The lot was scheduled to be bid on last spring, but with COVID-19 the selectboard decided to wait until this year to bring up the bidding again. Stephen Gettle, of Woodland Investment Services thought that there is no reason to delay this time around.

Gettle estimates that over 4000 cords across 155 acres will be removed worth an estimated $95,000.

Gettle will be showing the land to prospective bidders on April 26, with bids due at the town office by 2 pm on May 5.

The board also approved sharing a Sewer Superintendent with the town Livermore Falls which was approved by Livermore Falls last week.

The board unanimously voted to install new pumps at the Sewer Pump station.

Jay Sewer Superintendent Mark Holt proposed to take $95,000 out of the Sewer Departments reserve account to pay for the new pumps as well as their installation, though he doesn’t believe that it will cost the full amount.

The station has been using pumps that were installed in 1998 and Holt thinks it’s time that they need to be replaced by the more efficient models that have since come out. The current models are easily jammed whenever non flushable materials end up in the pipeline which holds up the processing of waste and requires someone to come down and unjam them. The newer models will be better equipped to process non flushable materials.

This proposal is part of a long term improvement plan for the Sewer Department.

The board heard a presentation from two University of Maine at Orono engineering students who have been working on designing and planning a Sludge Compost Facility at the decommissioned North jay Wastewater Treatment Facility.

Jason Barnes and Anthony Pinnette showed the board via slideshow the design of the facility as well as the benefits.
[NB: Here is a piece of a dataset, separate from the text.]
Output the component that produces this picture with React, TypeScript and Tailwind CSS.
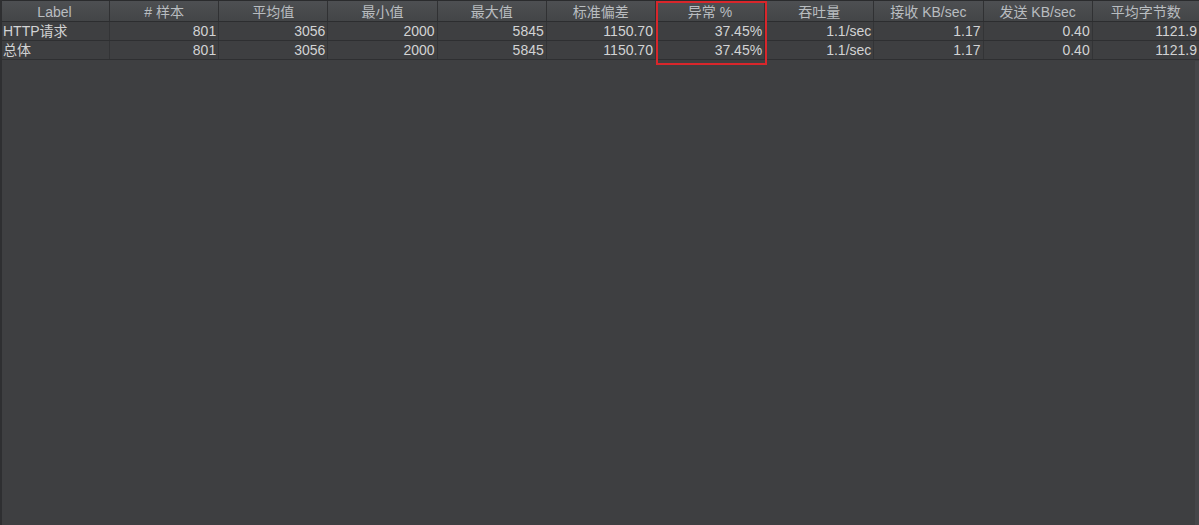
import React from 'react';

const headers = ['Label', '# 样本', '平均值', '最小值', '最大值', '标准偏差', '异常 %', '吞吐量', '接收 KB/sec', '发送 KB/sec', '平均字节数'];

const rows = [
  ['HTTP请求', '801', '3056', '2000', '5845', '1150.70', '37.45%', '1.1/sec', '1.17', '0.40', '1121.9'],
  ['总体', '801', '3056', '2000', '5845', '1150.70', '37.45%', '1.1/sec', '1.17', '0.40', '1121.9'],
];

const font = { fontFamily: '"Liberation Sans", "Noto Sans CJK SC", sans-serif' };

const App: React.FC = () => {
  return (
    <div className="w-[1199px] h-[525px] bg-[#3e3f41] relative overflow-hidden" style={font}>
      {/* header */}
      <div className="grid grid-cols-[110px_repeat(9,109.2px)_1fr] h-[22px] border-t border-t-[#2a2b2d] border-b border-b-[#2c2d2f] bg-gradient-to-b from-[#4d4f52] to-[#434547]">
        {headers.map((h, i) => (
          <div
            key={h}
            className={`flex items-center justify-center pt-[1px] text-[14px] text-[#b9bdc0] leading-none ${i < 10 ? 'border-r border-r-[#303133]' : ''}`}
          >
            {h}
          </div>
        ))}
      </div>

      {/* rows */}
      {rows.map((row, ri) => (
        <div key={ri} className="grid grid-cols-[110px_repeat(9,109.2px)_1fr] h-[19px] border-b border-b-[#2e2f31]">
          {row.map((cell, ci) => (
            <div
              key={ci}
              className={`flex items-center text-[14px] text-[#d2d3d4] leading-none ${ci < 10 ? 'border-r border-r-[#333436]' : ''} ${ci === 0 ? 'justify-start pl-[3px]' : 'justify-end pr-[2px]'}`}
            >
              {cell}
            </div>
          ))}
        </div>
      ))}

      {/* pane edges */}
      <div className="absolute left-0 top-0 bottom-0 w-[2px] bg-[#2e2f31]" />
      <div className="absolute right-0 top-[61px] bottom-0 w-[4px] bg-[#454649]" />

      {/* highlight box */}
      <div className="absolute left-[656px] top-[1px] w-[111px] h-[64px] border-2 border-[#d9262b]" />
    </div>
  );
};

export default App;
The facility would take dewatered sludge produced at the Livermore Falls Waste Water Treatment Facility and turn it into compost which over the course of 30 years will save the town an estimated $2.3 million over what it would cost to continue operating the way the town currently is.

The board voted unanimously to countersign the Warrant for the RSU 73 Budget Referendum, which will be held at Spruce Mountain Middle School on tuesday, April 27.

The board also signed a letter to the Committee of Appropriations expressing their support for the application that was jointly filed by Congressman Jared Golden for the towns of Jay and Livermore Falls for the needed upgrades at the Livermore Falls Waste Water Treatment Facility. The letter seeks further assistance in securing federal funding for the needed upgrade.

Benjamin Lower was approved unanimously by the board to be appointed to the Jay Planning board.